Shri Vishwanathan and Shri Salve’s arguments that to prove that a nonsignatory to an arbitral agreement can only be roped into the aforesaid agreement on evidence being adduced before the enforcing court as to whether the non-signatory is a person who claims under a party or is otherwise affected by the alter ego doctrine, is disingenuous to say the least. This Section only has reference to the six ingredients of a foreign award that have been outlined hereinabove, which are contained in the definition section, namely, Section 44. Ingredients 1 to 4 can easily be made out from the foreign award itself as the award would narrate facts which would show the legal relationship between the ‘persons’ bound by the award (who need not necessarily be parties to the arbitration agreement), and as to whether the award deals with matters that can be considered commercial under the law in force in India. Equally, the date of the foreign award would appear on the face of the foreign award itself. Thus, Section 47(1)(c) would apply to adduce evidence as to whether the arbitration agreement is a New York Convention agreement. Also, the requisite Central Government notification can be produced under Section 47(1)(c), so that Section 44(b) gets satisfied. To argue that the burden of proof is on the person enforcing the award and that this burden can only be discharged by such person leading evidence to affirmatively show that a non-signatory to an arbitration agreement can be bound by a foreign award is outside Section 47(1)(c). This argument consequently stands dismissed.
It is important to remember that the New York Convention, which our Act has adopted, has a pro-enforcement bias, and unless a party is able to show that it’s case comes clearly within Sections 48(1) or 48(2), the foreign award must be enforced. Also, the grounds contained in Sections 48(1)(a) to (e) are not to be construed expansively but narrowly Given these parameters, let us examine arguments of the appellants insofar as Section 48(1)(a) is concerned. If read literally, Section 48(1) (a) speaks only of parties to the agreement being under some incapacity, or the agreement being invalid under the law to which parties have subjected it. There can be no doubt that a non-party to the agreement, alleging that it cannot be bound by an award made under such agreement, is outside the literal construction of Section 48(1)(a).

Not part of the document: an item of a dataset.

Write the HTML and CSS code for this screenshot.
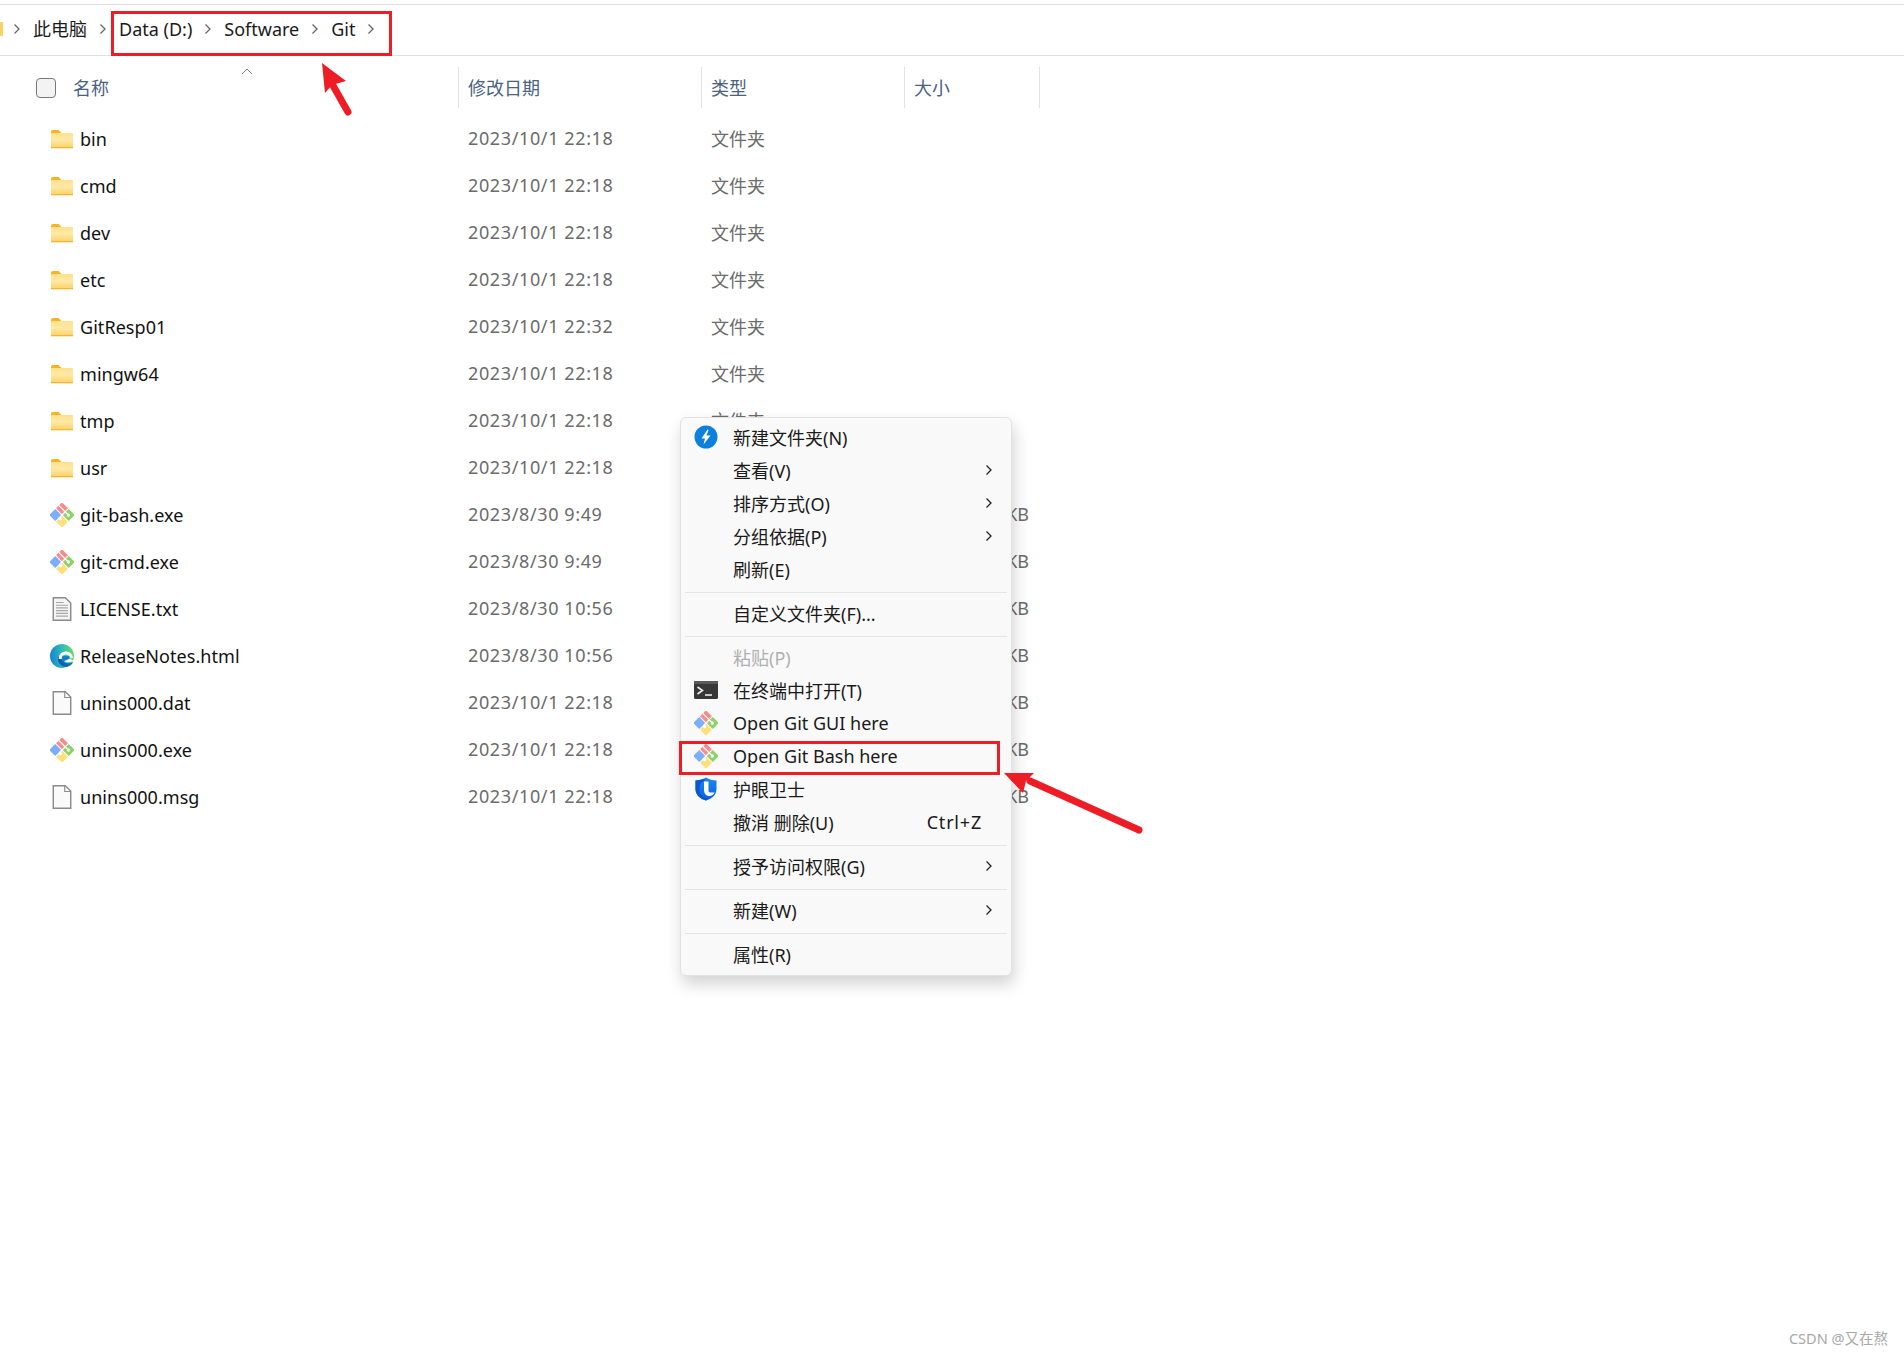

Also, it must not be forgotten that whereas Section 44 speaks of an arbitral award on differences between “persons”, Section 48(1)(a) refers only to the “parties” to the agreement referred to in Section 44(a). Thus, to include non-parties to the agreement by introducing the word “person” would run contrary to the express language of Section 48(1)(a), when read with Section 44. Also, it must not be forgotten that these grounds cannot be expansively interpreted as has been held above. The grounds are in themselves specific, and only speak of incapacity of parties and the agreement being invalid under the law to which the parties have subjected it. To attempt to bring non-parties within this ground is to try and fit a square peg in a round hole
The judgment in Ssangyong (supra) noted in para 29 that Section 48 of the Act has also been amended in the same manner as Section 34 of the Act. The ground of “patent illegality appearing on the face of the award” is an independent ground of challenge which applies only to awards made under Part I which do not involve international commercial arbitrations. Thus, the “public policy of India” ground after the 2015 amendment does not take within its scope, “perversity of an award” as a ground to set aside an award in an international commercial arbitration under Section 34, and concomitantly as a ground to refuse enforcement of a foreign award under Section 48, being a pari materia provision which appears in Part II of the Act. This argument must therefore stand rejected
Section 48(1)(b) does not speak of absence of reasons in an arbitral award at all. The only grounds on which a foreign award cannot be enforced under Section 48(1)(b) are natural justice grounds relatable to notice of appointment of the arbitrator or of the arbitral proceedings, or that a party was otherwise unable to present its case before the arbitral tribunal, all of which are events anterior to the making of the award
“First and foremost, Section 46 does not speak of “parties” at all, but of “persons” who may, therefore, be non-signatories to the arbitration agreement. Also, Section 35 of the Act speaks of “persons” in the context of an arbitral award being final and binding on the “parties” and “persons claiming under them”, respectively. Section 35 would, therefore, refer to only persons claiming under parties and is, therefore, more restrictive in its application than Section 46 which speaks of “persons” without any restriction.
Quite apart from this, another important conundrum arises from the Division Bench judgment in the present case. The Division Bench judgment applied Delaware law to satisfy itself that such law had indeed been followed to apply the alter ego doctrine correctly, as a result of which the foreign award would have to be upheld. We wish to indicate that this approach is completely erroneous. First and foremost, Section 48 does not contain any ground for resisting enforcement of a foreign award based upon the foreign award being contrary to the substantive law agreed to by the parties and which it is to apply in reaching its conclusion. As a matter of fact, whether the award is correct in law (applying Delaware 72 law), would be relevant if at all such award were to be set aside in the State in which it was made and that too if such law permitted interference on the ground that the arbitral award had infracted the substantive law of the agreement. As has been pointed out hereinabove, the arbitral award in this case was not challenged in the State of Missouri. Hence, the Division Bench’s foray into this line of reasoning is wholly incorrect.